Dishwasher was not cleaning dishes, and soap left at bottom without being disolved. Dirty dishes.

I ran the dishwasher with the door slightly open by wedging a piece of plastic in the door slot, so the machine thought the door was closed. after this i noticed that the water coming into the washer was very slow. i the taken the front panel off the bottom. which gave access to the main inlet valve. Bit akward as very little space. Anyways i figured that the water wasnt enough and so i put two warm pots of water in. straight away the jet came on and spraying the dishes. ithen checked the pipe to see if blocked or bent. and so after that i knew it was the valve.(( so one last test after the valve was off i turned the water supply on (making sure a caught the water) to see if there was enough pressure in the pipe also. and there was plenty)).

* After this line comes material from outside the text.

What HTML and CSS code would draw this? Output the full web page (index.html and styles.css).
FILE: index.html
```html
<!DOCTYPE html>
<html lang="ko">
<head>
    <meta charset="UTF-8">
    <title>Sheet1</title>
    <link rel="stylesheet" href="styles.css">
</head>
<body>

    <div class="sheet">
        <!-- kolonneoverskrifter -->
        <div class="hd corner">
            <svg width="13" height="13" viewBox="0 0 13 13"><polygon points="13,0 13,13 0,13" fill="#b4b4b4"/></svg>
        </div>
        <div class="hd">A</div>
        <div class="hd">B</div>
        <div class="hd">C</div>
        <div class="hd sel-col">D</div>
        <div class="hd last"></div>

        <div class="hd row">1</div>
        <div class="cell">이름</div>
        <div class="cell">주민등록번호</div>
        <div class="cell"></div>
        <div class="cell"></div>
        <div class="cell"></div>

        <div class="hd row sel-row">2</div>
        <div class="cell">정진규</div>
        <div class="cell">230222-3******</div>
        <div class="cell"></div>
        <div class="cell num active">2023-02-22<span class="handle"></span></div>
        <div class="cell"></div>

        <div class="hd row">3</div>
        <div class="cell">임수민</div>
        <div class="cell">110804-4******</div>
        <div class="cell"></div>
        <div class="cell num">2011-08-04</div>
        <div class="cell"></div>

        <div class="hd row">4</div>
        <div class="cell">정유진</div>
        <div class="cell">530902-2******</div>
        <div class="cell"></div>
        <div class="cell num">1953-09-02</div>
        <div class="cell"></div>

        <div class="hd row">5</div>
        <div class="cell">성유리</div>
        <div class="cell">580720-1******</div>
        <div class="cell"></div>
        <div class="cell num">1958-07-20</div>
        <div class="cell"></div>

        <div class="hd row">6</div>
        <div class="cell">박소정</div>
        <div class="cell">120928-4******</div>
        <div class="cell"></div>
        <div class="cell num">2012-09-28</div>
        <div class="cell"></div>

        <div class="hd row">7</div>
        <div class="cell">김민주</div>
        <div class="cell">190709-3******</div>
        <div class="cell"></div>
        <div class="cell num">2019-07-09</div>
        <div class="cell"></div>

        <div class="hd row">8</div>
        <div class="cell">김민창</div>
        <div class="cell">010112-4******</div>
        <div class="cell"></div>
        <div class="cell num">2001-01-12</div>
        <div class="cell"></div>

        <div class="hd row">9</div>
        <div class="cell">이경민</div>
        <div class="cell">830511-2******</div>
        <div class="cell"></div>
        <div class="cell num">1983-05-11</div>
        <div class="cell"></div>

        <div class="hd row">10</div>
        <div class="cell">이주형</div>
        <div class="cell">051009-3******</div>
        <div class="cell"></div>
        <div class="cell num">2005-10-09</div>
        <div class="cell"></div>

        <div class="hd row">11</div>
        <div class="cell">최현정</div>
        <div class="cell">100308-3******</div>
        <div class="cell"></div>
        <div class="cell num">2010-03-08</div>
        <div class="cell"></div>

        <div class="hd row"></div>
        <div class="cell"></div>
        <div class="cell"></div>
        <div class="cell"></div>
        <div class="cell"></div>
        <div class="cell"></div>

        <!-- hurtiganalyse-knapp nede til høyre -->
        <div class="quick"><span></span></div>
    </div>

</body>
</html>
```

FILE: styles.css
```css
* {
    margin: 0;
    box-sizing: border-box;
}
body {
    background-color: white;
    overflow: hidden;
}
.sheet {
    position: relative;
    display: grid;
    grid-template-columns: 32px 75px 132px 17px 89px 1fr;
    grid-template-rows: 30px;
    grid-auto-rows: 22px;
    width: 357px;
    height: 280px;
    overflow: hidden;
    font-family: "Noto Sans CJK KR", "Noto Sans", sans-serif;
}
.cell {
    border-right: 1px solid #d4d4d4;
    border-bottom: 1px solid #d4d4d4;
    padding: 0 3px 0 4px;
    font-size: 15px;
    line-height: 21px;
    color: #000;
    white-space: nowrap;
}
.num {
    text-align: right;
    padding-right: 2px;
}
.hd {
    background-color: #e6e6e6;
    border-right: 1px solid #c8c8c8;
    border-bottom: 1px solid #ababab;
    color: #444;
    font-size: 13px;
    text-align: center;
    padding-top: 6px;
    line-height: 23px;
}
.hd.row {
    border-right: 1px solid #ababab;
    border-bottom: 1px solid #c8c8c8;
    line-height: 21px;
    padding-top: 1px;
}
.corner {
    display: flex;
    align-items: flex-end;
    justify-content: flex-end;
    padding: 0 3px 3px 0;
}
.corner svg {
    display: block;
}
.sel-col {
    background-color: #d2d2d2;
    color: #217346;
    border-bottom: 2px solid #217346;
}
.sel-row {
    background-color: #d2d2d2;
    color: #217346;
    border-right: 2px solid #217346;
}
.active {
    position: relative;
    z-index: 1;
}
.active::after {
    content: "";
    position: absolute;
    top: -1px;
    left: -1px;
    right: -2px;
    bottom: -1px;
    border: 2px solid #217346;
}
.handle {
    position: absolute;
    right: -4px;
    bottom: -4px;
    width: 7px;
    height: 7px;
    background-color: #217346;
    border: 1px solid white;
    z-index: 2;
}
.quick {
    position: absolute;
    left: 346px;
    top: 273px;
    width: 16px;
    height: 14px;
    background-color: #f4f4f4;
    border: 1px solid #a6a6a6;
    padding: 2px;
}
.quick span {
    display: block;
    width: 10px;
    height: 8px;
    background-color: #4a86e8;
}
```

Easy to undo the valve- but as i said you may need to lye on the floor if it is fitted in. (ps make sure you turn of the water first) undo the flexi pipe with plyers and slide off (should be a squeezable ring). unclip the two wires remembering which colour go on top and bottom- then twist the valve off..BUT make sure you support the pipe behind- else you may break it or crack it, if the valve is hard to unscrew. then simply replace with the new valve(apply two rounds of water tape-just incase) and once aligned up as before clip the pipe back on making sure there are no kinks in the pipe-and then replace the two wires. (Test the machine before closing up) Finally place all fitting to the dishwaher and you're ready to go!!!
saved tons of money with this fix. only issue was that the valve was slightly different and the offset was 90degrees off...(not an orginal part..) but hey it works!!!